Data for this exercise –

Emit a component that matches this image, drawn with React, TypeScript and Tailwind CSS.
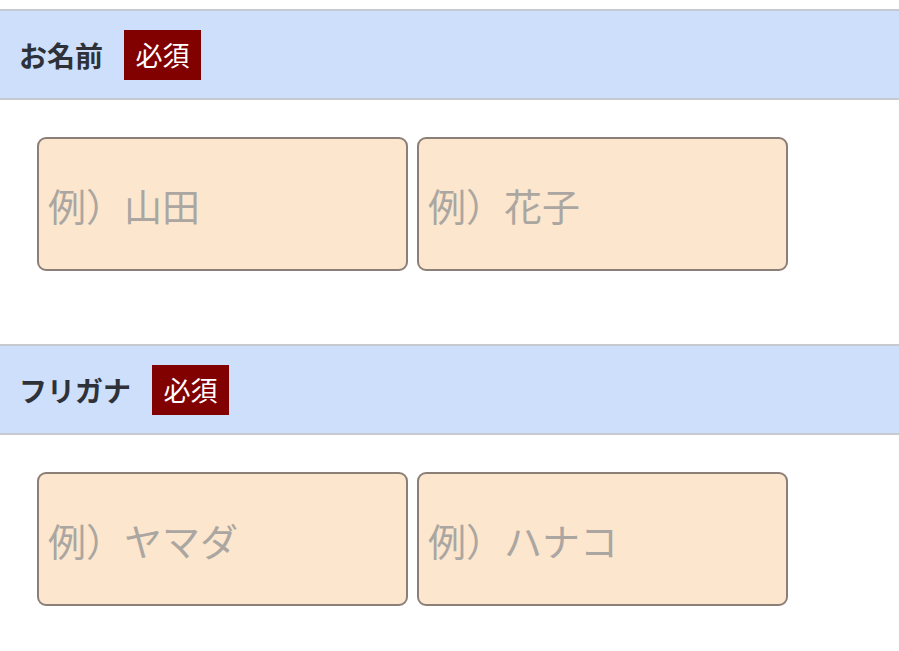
import React from 'react';

interface Field {
  label: string;
  placeholders: [string, string];
}

const fields: Field[] = [
  { label: 'お名前', placeholders: ['例）山田', '例）花子'] },
  { label: 'フリガナ', placeholders: ['例）ヤマダ', '例）ハナコ'] },
];

const font = '[font-family:"Noto_Sans_CJK_JP","Noto_Sans",sans-serif]';

const FieldSection: React.FC<{ field: Field }> = ({ field }) => (
  <section className="pb-[73px]">
    {/* 見出し */}
    <div className="flex h-[91px] items-center border-y-2 border-[#c6c9cf] bg-[#cddffb] pl-[19px]">
      <span className="text-[28px] font-bold leading-none text-[#2e3238]">{field.label}</span>
      <span className="ml-[21px] flex h-[50px] w-[77px] items-center justify-center bg-[#810000] text-[27px] leading-none text-white">
        必須
      </span>
    </div>

    {/* 入力欄 */}
    <div className="flex gap-[9px] pl-[37px] pt-[37px]">
      {field.placeholders.map((ph) => (
        <input
          key={ph}
          type="text"
          placeholder={ph}
          className="h-[134px] w-[371px] rounded-[9px] border-2 border-[#8c7f78] bg-[#fce6cd] px-[9px] text-[38px] text-[#333] outline-none placeholder:text-[#aba6a1]"
        />
      ))}
    </div>
  </section>
);

export default function App() {
  return (
    <div className={`min-h-[651px] w-full overflow-hidden bg-white pt-[9px] ${font}`}>
      {fields.map((f) => (
        <FieldSection key={f.label} field={f} />
      ))}
    </div>
  );
}
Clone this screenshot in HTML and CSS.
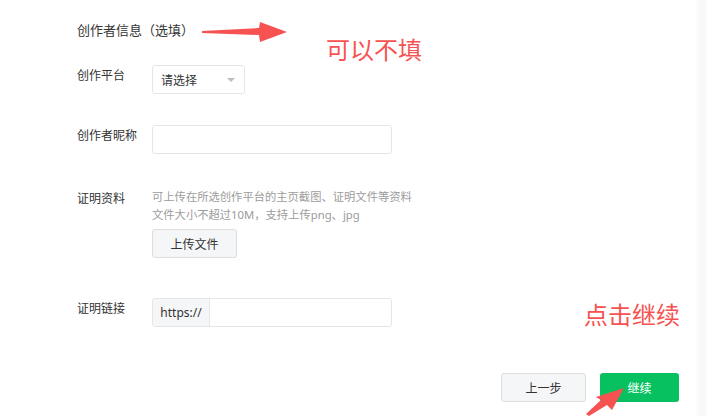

What is needed – Copy each line in full and exactly, omitting any picture.

Complete output –
Emit a component that matches this image, drawn with React, TypeScript and Tailwind CSS.
import React from 'react';

interface Field {
  label: string;
  placeholders: [string, string];
}

const fields: Field[] = [
  { label: 'お名前', placeholders: ['例）山田', '例）花子'] },
  { label: 'フリガナ', placeholders: ['例）ヤマダ', '例）ハナコ'] },
];

const font = '[font-family:"Noto_Sans_CJK_JP","Noto_Sans",sans-serif]';

const FieldSection: React.FC<{ field: Field }> = ({ field }) => (
  <section className="pb-[73px]">
    {/* 見出し */}
    <div className="flex h-[91px] items-center border-y-2 border-[#c6c9cf] bg-[#cddffb] pl-[19px]">
      <span className="text-[28px] font-bold leading-none text-[#2e3238]">{field.label}</span>
      <span className="ml-[21px] flex h-[50px] w-[77px] items-center justify-center bg-[#810000] text-[27px] leading-none text-white">
        必須
      </span>
    </div>

    {/* 入力欄 */}
    <div className="flex gap-[9px] pl-[37px] pt-[37px]">
      {field.placeholders.map((ph) => (
        <input
          key={ph}
          type="text"
          placeholder={ph}
          className="h-[134px] w-[371px] rounded-[9px] border-2 border-[#8c7f78] bg-[#fce6cd] px-[9px] text-[38px] text-[#333] outline-none placeholder:text-[#aba6a1]"
        />
      ))}
    </div>
  </section>
);

export default function App() {
  return (
    <div className={`min-h-[651px] w-full overflow-hidden bg-white pt-[9px] ${font}`}>
      {fields.map((f) => (
        <FieldSection key={f.label} field={f} />
      ))}
    </div>
  );
}
Clone this screenshot in HTML and CSS.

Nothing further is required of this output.